Start of Source data

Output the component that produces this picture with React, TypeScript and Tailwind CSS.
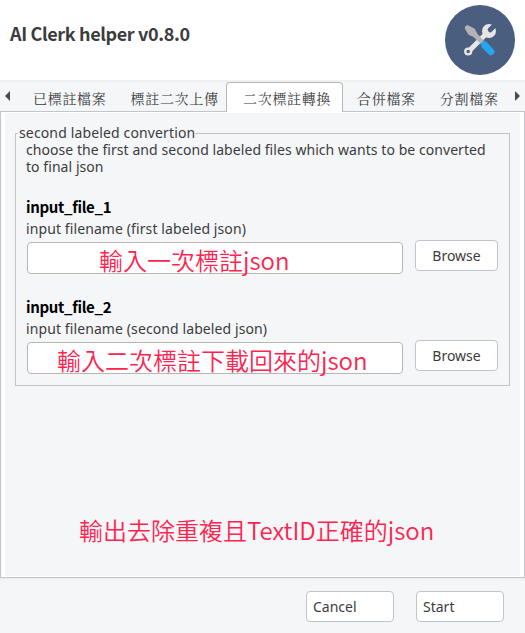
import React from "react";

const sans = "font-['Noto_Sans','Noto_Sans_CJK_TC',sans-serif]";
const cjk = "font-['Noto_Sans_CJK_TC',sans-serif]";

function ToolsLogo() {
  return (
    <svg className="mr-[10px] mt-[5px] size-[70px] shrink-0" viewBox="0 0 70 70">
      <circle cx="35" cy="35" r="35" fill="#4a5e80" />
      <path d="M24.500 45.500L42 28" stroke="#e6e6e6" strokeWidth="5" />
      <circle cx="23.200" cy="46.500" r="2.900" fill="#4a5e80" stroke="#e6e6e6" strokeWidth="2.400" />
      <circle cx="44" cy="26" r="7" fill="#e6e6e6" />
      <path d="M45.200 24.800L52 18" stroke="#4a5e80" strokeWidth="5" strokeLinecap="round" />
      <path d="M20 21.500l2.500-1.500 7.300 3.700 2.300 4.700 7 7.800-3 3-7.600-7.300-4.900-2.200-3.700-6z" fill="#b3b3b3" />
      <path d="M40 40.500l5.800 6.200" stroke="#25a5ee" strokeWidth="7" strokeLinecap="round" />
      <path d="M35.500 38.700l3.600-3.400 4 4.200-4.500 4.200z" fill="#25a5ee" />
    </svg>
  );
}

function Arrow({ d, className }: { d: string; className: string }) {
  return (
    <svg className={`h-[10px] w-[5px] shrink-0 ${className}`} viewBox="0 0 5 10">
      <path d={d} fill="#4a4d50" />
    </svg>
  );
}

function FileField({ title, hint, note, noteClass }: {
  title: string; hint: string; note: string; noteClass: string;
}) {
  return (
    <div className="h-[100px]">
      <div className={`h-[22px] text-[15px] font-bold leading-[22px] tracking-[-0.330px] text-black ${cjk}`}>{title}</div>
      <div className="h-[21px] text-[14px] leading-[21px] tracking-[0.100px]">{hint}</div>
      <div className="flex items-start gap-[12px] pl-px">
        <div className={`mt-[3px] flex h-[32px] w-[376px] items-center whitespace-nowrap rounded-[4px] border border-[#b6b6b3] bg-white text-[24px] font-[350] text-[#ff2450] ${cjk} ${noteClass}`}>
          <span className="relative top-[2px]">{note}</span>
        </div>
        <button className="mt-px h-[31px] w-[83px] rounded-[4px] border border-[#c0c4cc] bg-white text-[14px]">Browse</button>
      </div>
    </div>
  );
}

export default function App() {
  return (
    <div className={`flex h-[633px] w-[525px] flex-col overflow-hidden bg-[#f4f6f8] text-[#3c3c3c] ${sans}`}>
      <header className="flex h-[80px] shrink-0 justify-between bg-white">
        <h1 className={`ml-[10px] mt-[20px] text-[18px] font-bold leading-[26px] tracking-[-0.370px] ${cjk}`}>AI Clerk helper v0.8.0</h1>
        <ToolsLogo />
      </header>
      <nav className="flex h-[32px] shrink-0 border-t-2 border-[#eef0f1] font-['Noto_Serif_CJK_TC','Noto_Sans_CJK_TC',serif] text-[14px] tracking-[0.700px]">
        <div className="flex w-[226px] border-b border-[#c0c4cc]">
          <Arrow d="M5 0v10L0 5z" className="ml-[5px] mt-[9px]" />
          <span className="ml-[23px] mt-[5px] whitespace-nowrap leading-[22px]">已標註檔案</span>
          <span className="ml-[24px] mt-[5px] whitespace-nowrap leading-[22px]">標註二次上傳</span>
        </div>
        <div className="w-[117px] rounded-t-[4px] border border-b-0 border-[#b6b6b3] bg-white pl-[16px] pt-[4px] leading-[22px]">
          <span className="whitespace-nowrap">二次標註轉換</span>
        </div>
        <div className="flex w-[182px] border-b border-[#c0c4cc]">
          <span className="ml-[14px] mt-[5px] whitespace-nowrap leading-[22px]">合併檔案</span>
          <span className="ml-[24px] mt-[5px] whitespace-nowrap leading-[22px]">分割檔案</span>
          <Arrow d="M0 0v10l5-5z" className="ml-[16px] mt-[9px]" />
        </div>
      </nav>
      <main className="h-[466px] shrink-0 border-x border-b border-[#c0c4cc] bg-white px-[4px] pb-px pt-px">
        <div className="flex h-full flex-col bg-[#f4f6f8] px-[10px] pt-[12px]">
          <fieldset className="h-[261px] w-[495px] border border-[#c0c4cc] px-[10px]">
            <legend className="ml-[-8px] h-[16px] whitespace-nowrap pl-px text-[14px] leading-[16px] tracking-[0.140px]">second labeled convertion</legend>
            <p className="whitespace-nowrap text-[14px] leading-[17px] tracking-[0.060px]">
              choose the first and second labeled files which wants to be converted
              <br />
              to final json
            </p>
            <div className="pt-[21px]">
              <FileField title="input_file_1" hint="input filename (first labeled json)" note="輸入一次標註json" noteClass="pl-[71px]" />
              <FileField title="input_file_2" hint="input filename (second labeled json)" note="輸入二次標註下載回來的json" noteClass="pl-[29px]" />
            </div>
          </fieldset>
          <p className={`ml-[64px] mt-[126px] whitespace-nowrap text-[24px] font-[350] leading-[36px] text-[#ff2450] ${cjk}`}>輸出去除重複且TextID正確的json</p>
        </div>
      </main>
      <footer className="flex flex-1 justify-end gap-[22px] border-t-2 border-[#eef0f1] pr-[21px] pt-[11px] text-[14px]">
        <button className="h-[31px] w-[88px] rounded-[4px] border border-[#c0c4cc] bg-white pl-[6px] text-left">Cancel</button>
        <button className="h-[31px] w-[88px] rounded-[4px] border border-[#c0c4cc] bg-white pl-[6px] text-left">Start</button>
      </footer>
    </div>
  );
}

End of Source data

» **Instructions for the task**: Set every line down exactly as written, leaving each picture out.

» **The completed task**:
Output the component that produces this picture with React, TypeScript and Tailwind CSS.
import React from "react";

const sans = "font-['Noto_Sans','Noto_Sans_CJK_TC',sans-serif]";
const cjk = "font-['Noto_Sans_CJK_TC',sans-serif]";

function ToolsLogo() {
  return (
    <svg className="mr-[10px] mt-[5px] size-[70px] shrink-0" viewBox="0 0 70 70">
      <circle cx="35" cy="35" r="35" fill="#4a5e80" />
      <path d="M24.500 45.500L42 28" stroke="#e6e6e6" strokeWidth="5" />
      <circle cx="23.200" cy="46.500" r="2.900" fill="#4a5e80" stroke="#e6e6e6" strokeWidth="2.400" />
      <circle cx="44" cy="26" r="7" fill="#e6e6e6" />
      <path d="M45.200 24.800L52 18" stroke="#4a5e80" strokeWidth="5" strokeLinecap="round" />
      <path d="M20 21.500l2.500-1.500 7.300 3.700 2.300 4.700 7 7.800-3 3-7.600-7.300-4.900-2.200-3.700-6z" fill="#b3b3b3" />
      <path d="M40 40.500l5.800 6.200" stroke="#25a5ee" strokeWidth="7" strokeLinecap="round" />
      <path d="M35.500 38.700l3.600-3.400 4 4.200-4.500 4.200z" fill="#25a5ee" />
    </svg>
  );
}

function Arrow({ d, className }: { d: string; className: string }) {
  return (
    <svg className={`h-[10px] w-[5px] shrink-0 ${className}`} viewBox="0 0 5 10">
      <path d={d} fill="#4a4d50" />
    </svg>
  );
}

function FileField({ title, hint, note, noteClass }: {
  title: string; hint: string; note: string; noteClass: string;
}) {
  return (
    <div className="h-[100px]">
      <div className={`h-[22px] text-[15px] font-bold leading-[22px] tracking-[-0.330px] text-black ${cjk}`}>{title}</div>
      <div className="h-[21px] text-[14px] leading-[21px] tracking-[0.100px]">{hint}</div>
      <div className="flex items-start gap-[12px] pl-px">
        <div className={`mt-[3px] flex h-[32px] w-[376px] items-center whitespace-nowrap rounded-[4px] border border-[#b6b6b3] bg-white text-[24px] font-[350] text-[#ff2450] ${cjk} ${noteClass}`}>
          <span className="relative top-[2px]">{note}</span>
        </div>
        <button className="mt-px h-[31px] w-[83px] rounded-[4px] border border-[#c0c4cc] bg-white text-[14px]">Browse</button>
      </div>
    </div>
  );
}

export default function App() {
  return (
    <div className={`flex h-[633px] w-[525px] flex-col overflow-hidden bg-[#f4f6f8] text-[#3c3c3c] ${sans}`}>
      <header className="flex h-[80px] shrink-0 justify-between bg-white">
        <h1 className={`ml-[10px] mt-[20px] text-[18px] font-bold leading-[26px] tracking-[-0.370px] ${cjk}`}>AI Clerk helper v0.8.0</h1>
        <ToolsLogo />
      </header>
      <nav className="flex h-[32px] shrink-0 border-t-2 border-[#eef0f1] font-['Noto_Serif_CJK_TC','Noto_Sans_CJK_TC',serif] text-[14px] tracking-[0.700px]">
        <div className="flex w-[226px] border-b border-[#c0c4cc]">
          <Arrow d="M5 0v10L0 5z" className="ml-[5px] mt-[9px]" />
          <span className="ml-[23px] mt-[5px] whitespace-nowrap leading-[22px]">已標註檔案</span>
          <span className="ml-[24px] mt-[5px] whitespace-nowrap leading-[22px]">標註二次上傳</span>
        </div>
        <div className="w-[117px] rounded-t-[4px] border border-b-0 border-[#b6b6b3] bg-white pl-[16px] pt-[4px] leading-[22px]">
          <span className="whitespace-nowrap">二次標註轉換</span>
        </div>
        <div className="flex w-[182px] border-b border-[#c0c4cc]">
          <span className="ml-[14px] mt-[5px] whitespace-nowrap leading-[22px]">合併檔案</span>
          <span className="ml-[24px] mt-[5px] whitespace-nowrap leading-[22px]">分割檔案</span>
          <Arrow d="M0 0v10l5-5z" className="ml-[16px] mt-[9px]" />
        </div>
      </nav>
      <main className="h-[466px] shrink-0 border-x border-b border-[#c0c4cc] bg-white px-[4px] pb-px pt-px">
        <div className="flex h-full flex-col bg-[#f4f6f8] px-[10px] pt-[12px]">
          <fieldset className="h-[261px] w-[495px] border border-[#c0c4cc] px-[10px]">
            <legend className="ml-[-8px] h-[16px] whitespace-nowrap pl-px text-[14px] leading-[16px] tracking-[0.140px]">second labeled convertion</legend>
            <p className="whitespace-nowrap text-[14px] leading-[17px] tracking-[0.060px]">
              choose the first and second labeled files which wants to be converted
              <br />
              to final json
            </p>
            <div className="pt-[21px]">
              <FileField title="input_file_1" hint="input filename (first labeled json)" note="輸入一次標註json" noteClass="pl-[71px]" />
              <FileField title="input_file_2" hint="input filename (second labeled json)" note="輸入二次標註下載回來的json" noteClass="pl-[29px]" />
            </div>
          </fieldset>
          <p className={`ml-[64px] mt-[126px] whitespace-nowrap text-[24px] font-[350] leading-[36px] text-[#ff2450] ${cjk}`}>輸出去除重複且TextID正確的json</p>
        </div>
      </main>
      <footer className="flex flex-1 justify-end gap-[22px] border-t-2 border-[#eef0f1] pr-[21px] pt-[11px] text-[14px]">
        <button className="h-[31px] w-[88px] rounded-[4px] border border-[#c0c4cc] bg-white pl-[6px] text-left">Cancel</button>
        <button className="h-[31px] w-[88px] rounded-[4px] border border-[#c0c4cc] bg-white pl-[6px] text-left">Start</button>
      </footer>
    </div>
  );
}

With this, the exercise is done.